── INFORMATION PROVIDED ──

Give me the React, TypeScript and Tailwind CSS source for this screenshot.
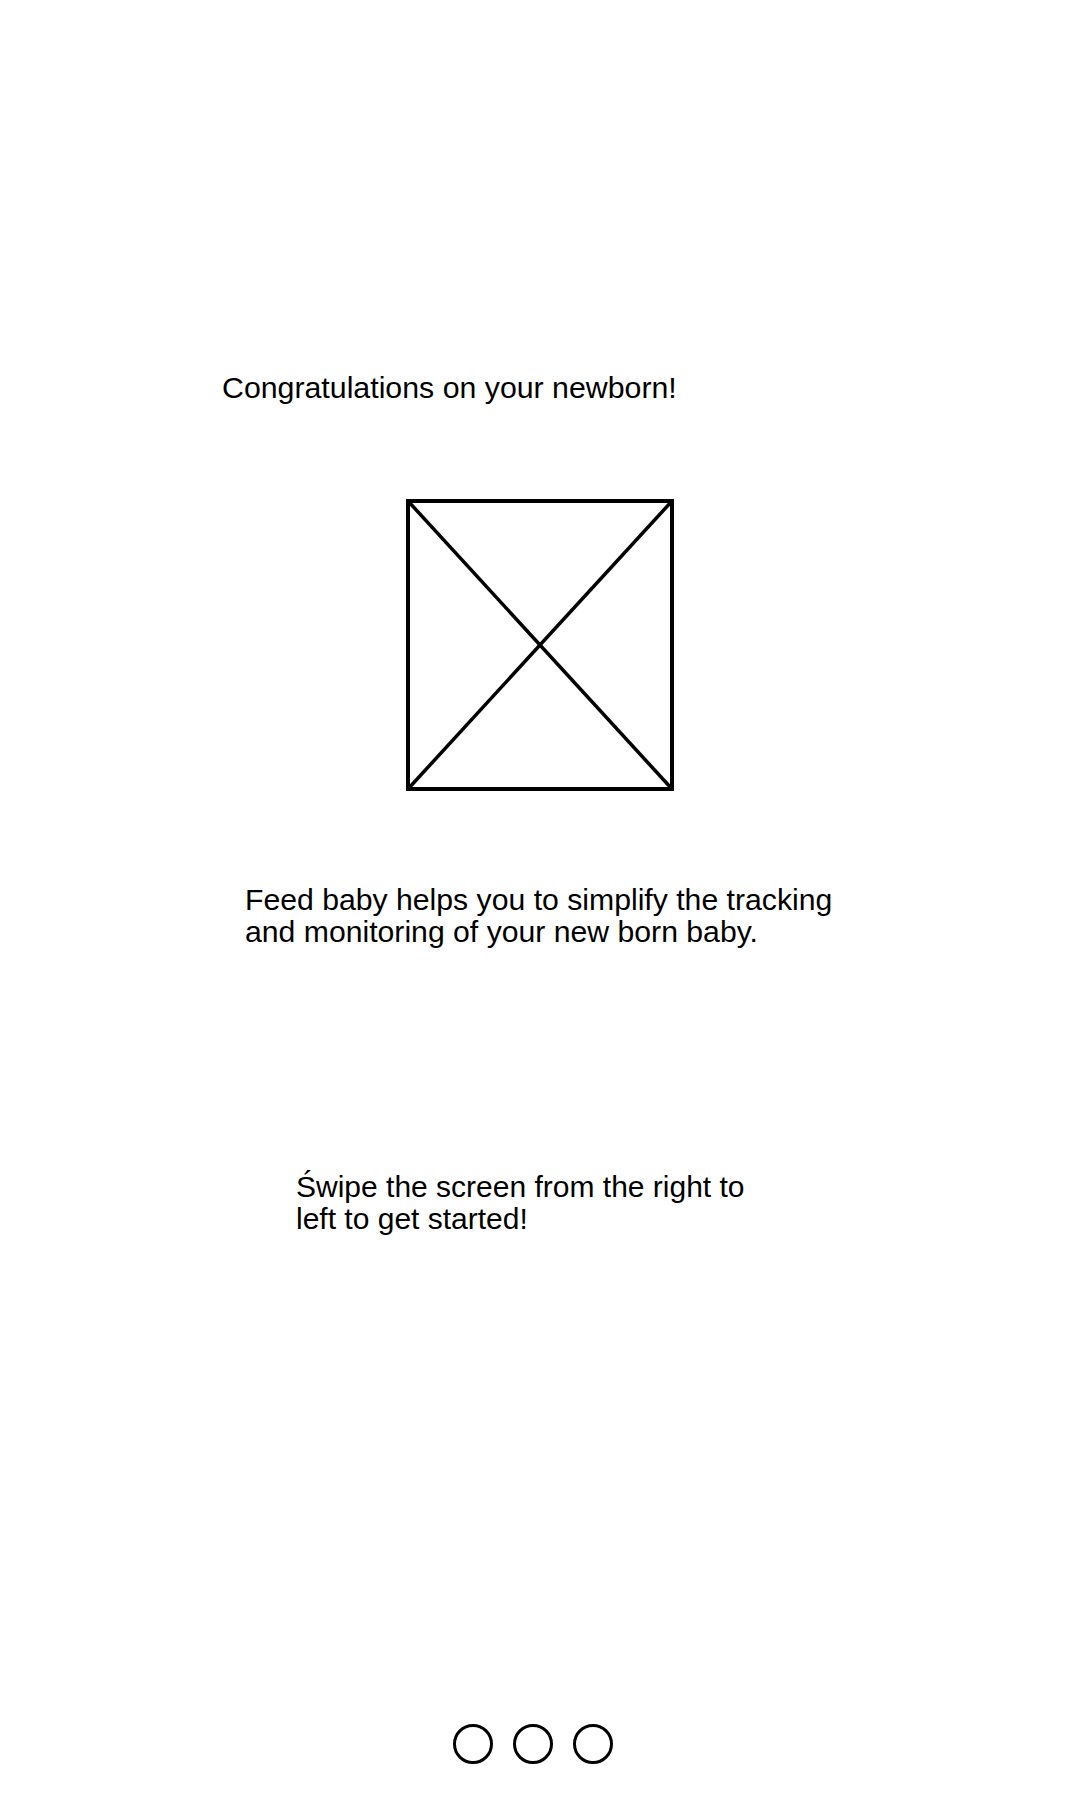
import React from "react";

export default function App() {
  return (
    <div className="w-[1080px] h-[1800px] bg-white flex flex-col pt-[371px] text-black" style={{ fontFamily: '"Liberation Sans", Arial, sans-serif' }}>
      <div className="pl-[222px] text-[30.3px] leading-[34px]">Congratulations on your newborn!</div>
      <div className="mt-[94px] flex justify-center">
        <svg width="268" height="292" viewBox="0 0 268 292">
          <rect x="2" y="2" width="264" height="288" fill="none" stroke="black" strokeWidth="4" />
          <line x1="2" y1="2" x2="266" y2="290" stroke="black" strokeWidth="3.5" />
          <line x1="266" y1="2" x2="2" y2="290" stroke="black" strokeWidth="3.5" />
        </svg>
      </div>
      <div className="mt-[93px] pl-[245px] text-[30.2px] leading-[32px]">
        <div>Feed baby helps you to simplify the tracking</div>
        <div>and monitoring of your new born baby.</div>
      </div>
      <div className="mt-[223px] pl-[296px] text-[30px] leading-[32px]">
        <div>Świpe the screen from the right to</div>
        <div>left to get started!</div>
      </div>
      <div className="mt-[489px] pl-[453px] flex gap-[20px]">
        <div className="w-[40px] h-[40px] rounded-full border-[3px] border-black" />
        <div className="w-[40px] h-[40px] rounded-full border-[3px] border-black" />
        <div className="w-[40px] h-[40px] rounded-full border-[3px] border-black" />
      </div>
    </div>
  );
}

───

— STATED EXERCISE —
Exactly as written, please give again the lines from the beginning of the listing through the line containing "import React from", inclusive, without any pictures.

— SOLUTION —
Give me the React, TypeScript and Tailwind CSS source for this screenshot.
import React from "react";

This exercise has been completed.